WHAT IS BEING ASKED.
In the listing that follows, count each line where the word "table" appears; write nothing but the count.

SUPPLIED MATERIAL.
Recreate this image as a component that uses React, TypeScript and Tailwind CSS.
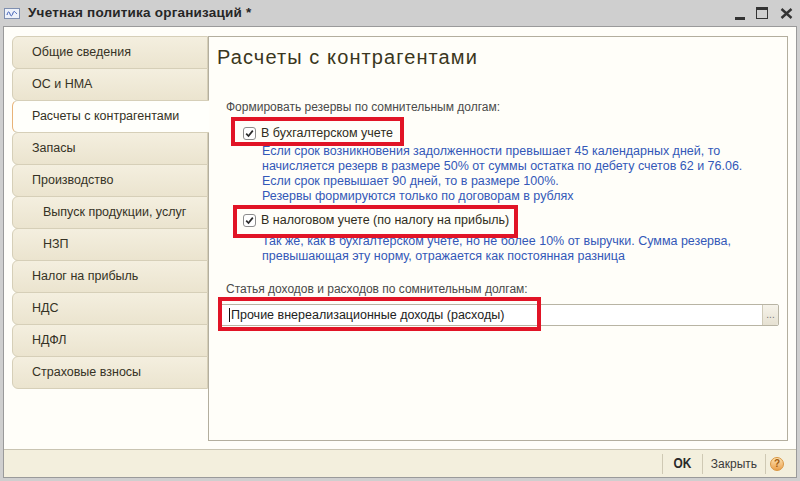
const tabs = [
  { label: 'Общие сведения' },
  { label: 'ОС и НМА' },
  { label: 'Расчеты с контрагентами', active: true },
  { label: 'Запасы' },
  { label: 'Производство' },
  { label: 'Выпуск продукции, услуг', sub: true },
  { label: 'НЗП', sub: true },
  { label: 'Налог на прибыль' },
  { label: 'НДС' },
  { label: 'НДФЛ' },
  { label: 'Страховые взносы' },
];

function Check() {
  return (
    <span className="w-[13px] h-[13px] rounded-[3px] border border-[#8c8c8c] bg-white flex items-center justify-center shrink-0">
      <svg width="9" height="9" viewBox="0 0 9 9">
        <path d="M1.2 4.6 L3.5 7 L7.8 1.6" fill="none" stroke="#2b2b2b" strokeWidth="1.7" />
      </svg>
    </span>
  );
}

export default function App() {
  return (
    <div
      className="w-[800px] h-[481px] bg-[#cfcfcf] flex flex-col overflow-hidden"
      style={{ fontFamily: '"Liberation Sans", Arial, sans-serif' }}
    >
      {/* Title bar */}
      <div className="h-[26px] flex items-center shrink-0">
        <div className="ml-[4px] w-[16px] h-[11px] border border-[#7f8fb0] bg-[#eef2fa] flex items-center justify-center">
          <svg width="12" height="7" viewBox="0 0 12 7">
            <path d="M1 5 C2 1, 3 1, 4 4 S6 6, 7 3 S9 2, 11 4" fill="none" stroke="#3b5bb5" strokeWidth="1" />
          </svg>
        </div>
        <span className="ml-[8px] text-[13.5px] font-bold text-[#262626] tracking-[0.2px]">Учетная политика организаций *</span>
        <div className="ml-auto flex items-center mr-[7px]">
          <div className="w-[10px] h-[3px] bg-[#333] mt-[11px]" />
          <div className="ml-[11px] w-[12px] h-[12px] border-[1.5px] border-t-[3px] border-[#333]" />
          <svg className="ml-[12px]" width="13" height="11" viewBox="0 0 13 11">
            <path d="M1.5 1 L11.5 10 M11.5 1 L1.5 10" stroke="#333" strokeWidth="2.4" />
          </svg>
        </div>
      </div>

      {/* Window body */}
      <div className="flex-1 mx-[3px] mb-[3px] border border-[#9a9a9a] bg-[#fffef9] flex flex-col">
        <div className="flex-1 flex pt-[9px] pr-[8px] pb-[8px]">
          {/* Left tabs */}
          <div className="w-[204px] pl-[8px] flex flex-col shrink-0">
            {tabs.map((t) => (
              <div
                key={t.label}
                className={
                  t.active
                    ? 'relative z-10 -mr-px h-[33px] -mt-px first:mt-0 flex items-center rounded-l-[6px] border border-r-0 border-[#d6cfb8] border-l-[#e8b378] bg-[#fffffb]'
                    : 'h-[33px] -mt-px first:mt-0 flex items-center rounded-l-[6px] border border-[#d6cfb8] bg-gradient-to-b from-[#f4efdf] to-[#ebe4cf]'
                }
              >
                <span className={`text-[12.5px] text-[#353225] ${t.sub ? 'pl-[30px]' : 'pl-[19px]'}`}>{t.label}</span>
              </div>
            ))}
          </div>

          {/* Content panel */}
          <div className="relative flex-1 border border-[#b3ae9e] bg-[#fffef9] flex flex-col pt-[8px]">
            <div className="ml-[8px] h-[24px] leading-[24px] text-[20px] tracking-[1.1px] text-[#3a3620]">Расчеты с контрагентами</div>

            <div className="ml-[17px] mt-[31px] text-[12px] leading-[15px] text-[#4a4a4a]">Формировать резервы по сомнительным долгам:</div>

            <div className="ml-[34px] mt-[10px] h-[16px] flex items-center gap-[5px]">
              <Check />
              <span className="text-[12.5px] text-[#2f2c20]">В бухгалтерском учете</span>
            </div>

            <div className="ml-[53px] mt-[3px] text-[12.5px] leading-[15px] text-[#3358b8]">
              <div>Если срок возникновения задолженности превышает 45 календарных дней, то</div>
              <div>начисляется резерв в размере 50% от суммы остатка по дебету счетов 62 и 76.06.</div>
              <div>Если срок превышает 90 дней, то в размере 100%.</div>
              <div>Резервы формируются только по договорам в рублях</div>
            </div>

            <div className="ml-[34px] mt-[8px] h-[16px] flex items-center gap-[5px]">
              <Check />
              <span className="text-[12.5px] text-[#2f2c20]">В налоговом учете (по налогу на прибыль)</span>
            </div>

            <div className="ml-[53px] mt-[6px] text-[12.5px] leading-[15px] text-[#3358b8]">
              <div>Так же, как в бухгалтерском учете, но не более 10% от выручки. Сумма резерва,</div>
              <div>превышающая эту норму, отражается как постоянная разница</div>
            </div>

            <div className="ml-[17px] mt-[18px] text-[12px] leading-[15px] text-[#4a4a4a]">Статья доходов и расходов по сомнительным долгам:</div>

            <div className="ml-[11px] mr-[8px] mt-[7px] h-[22px] flex border border-[#b8b4a4] rounded-[2px] bg-white">
              <div className="flex-1 flex items-center pl-[8px] text-[12.5px] text-[#222]">
                <span className="w-px h-[14px] bg-[#111] mr-[1px]" />
                Прочие внереализационные доходы (расходы)
              </div>
              <div className="w-[16px] border-l border-[#cfcab8] bg-gradient-to-b from-[#f6f3ea] to-[#e6e1d2] rounded-r-[2px] flex items-end justify-center pb-[5px] text-[10px] leading-none text-[#777]">
                ...
              </div>
            </div>

            {/* Red annotation frames */}
            <div className="absolute left-[22px] top-[80px] w-[173px] h-[29px] border-[4px] border-[#e11426]" />
            <div className="absolute left-[24px] top-[168px] w-[285px] h-[33px] border-[4px] border-[#e11426]" />
            <div className="absolute left-[9px] top-[260px] w-[323px] h-[34px] border-[4px] border-[#e11426]" />
          </div>
        </div>

        {/* Footer */}
        <div className="h-[28px] shrink-0 border-t border-[#c9c4b2] bg-[#f3efdd] flex items-center justify-end pr-[12px]">
          <div className="w-px h-[20px] bg-[#cfc9b4]" />
          <span className="px-[9px] text-[14px] font-bold text-[#2a2a2a] scale-x-[0.85]">OK</span>
          <div className="w-px h-[20px] bg-[#cfc9b4]" />
          <span className="px-[8px] text-[12px] text-[#3a3a3a]">Закрыть</span>
          <div className="w-px h-[20px] bg-[#cfc9b4]" />
          <div className="ml-[4px] w-[14px] h-[14px] rounded-full bg-gradient-to-b from-[#fde2b0] to-[#eaa04a] border border-[#d99540] flex items-center justify-center text-[10px] font-bold text-[#a15c10] leading-none">?</div>
        </div>
      </div>
    </div>
  );
}
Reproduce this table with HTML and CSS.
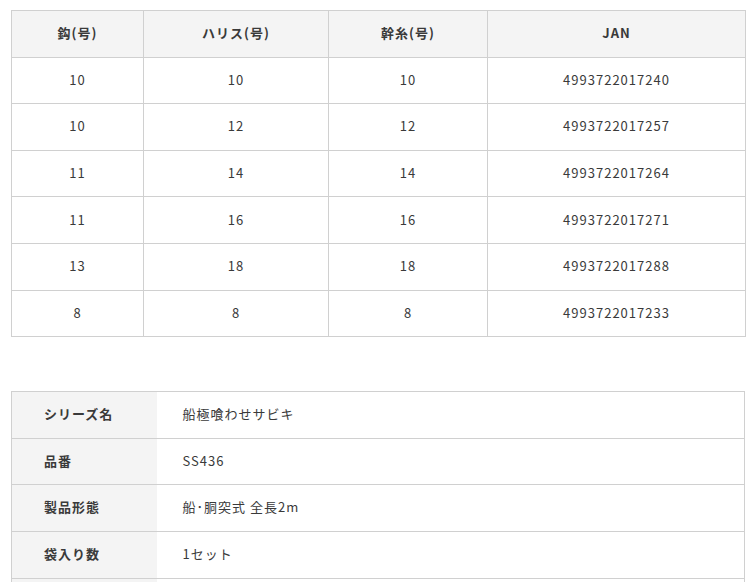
FILE: index.html
```html
<!DOCTYPE html>
<html lang="ja">
<head>
<meta charset="utf-8">
<link rel="stylesheet" href="styles.css">
</head>
<body>
<div class="page">
  <table class="spec">
    <colgroup>
      <col class="c1"><col class="c2"><col class="c3"><col class="c4">
    </colgroup>
    <thead>
      <tr><th>鈎(号)</th><th>ハリス(号)</th><th>幹糸(号)</th><th>JAN</th></tr>
    </thead>
    <tbody>
      <tr><td>10</td><td>10</td><td>10</td><td>4993722017240</td></tr>
      <tr><td>10</td><td>12</td><td>12</td><td>4993722017257</td></tr>
      <tr><td>11</td><td>14</td><td>14</td><td>4993722017264</td></tr>
      <tr><td>11</td><td>16</td><td>16</td><td>4993722017271</td></tr>
      <tr><td>13</td><td>18</td><td>18</td><td>4993722017288</td></tr>
      <tr><td>8</td><td>8</td><td>8</td><td>4993722017233</td></tr>
    </tbody>
  </table>

  <table class="info">
    <colgroup><col class="l"><col class="v"></colgroup>
    <tbody>
      <tr><th>シリーズ名</th><td>船極喰わせサビキ</td></tr>
      <tr><th>品番</th><td>SS436</td></tr>
      <tr><th>製品形態</th><td>船･胴突式 全長2m</td></tr>
      <tr><th>袋入り数</th><td>1セット</td></tr>
      <tr><th>&nbsp;</th><td>&nbsp;</td></tr>
    </tbody>
  </table>
</div>
</body>
</html>
```
FILE: styles.css
```css
html, body {
  margin: 0;
  padding: 0;
  background: #fff;
}
body {
  font-family: "Noto Sans CJK JP", "Noto Sans", sans-serif;
  font-size: 13px;
  color: #3a3a3a;
  letter-spacing: 1px;
}
.page {
  padding: 10px 10px 0 11px;
  width: 734px;
}
table {
  border-collapse: collapse;
  width: 734px;
  table-layout: fixed;
}
th, td {
  border: 1px solid #d0d0d0;
  height: 44.6px;
  padding: 0 0 1px 0;
  line-height: 20px;
}
.spec th, .spec td {
  text-align: center;
}
.spec th {
  background: #f4f4f4;
  font-weight: bold;
}
.spec td {
  font-weight: normal;
}
.c1 { width: 132px; }
.c2 { width: 185px; }
.c3 { width: 159px; }
.c4 { width: 258px; }

.info {
  margin-top: 54px;
}
.info .l { width: 145px; }
.info th, .info td {
  height: 43.6px;
  padding-bottom: 2px;
}
.info th {
  background: #f4f4f4;
  text-align: left;
  font-weight: bold;
  padding-left: 32px;
  border-right: none;
}
.info td {
  text-align: left;
  padding-left: 26px;
  border-left: none;
}
```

TASK ANSWER.
7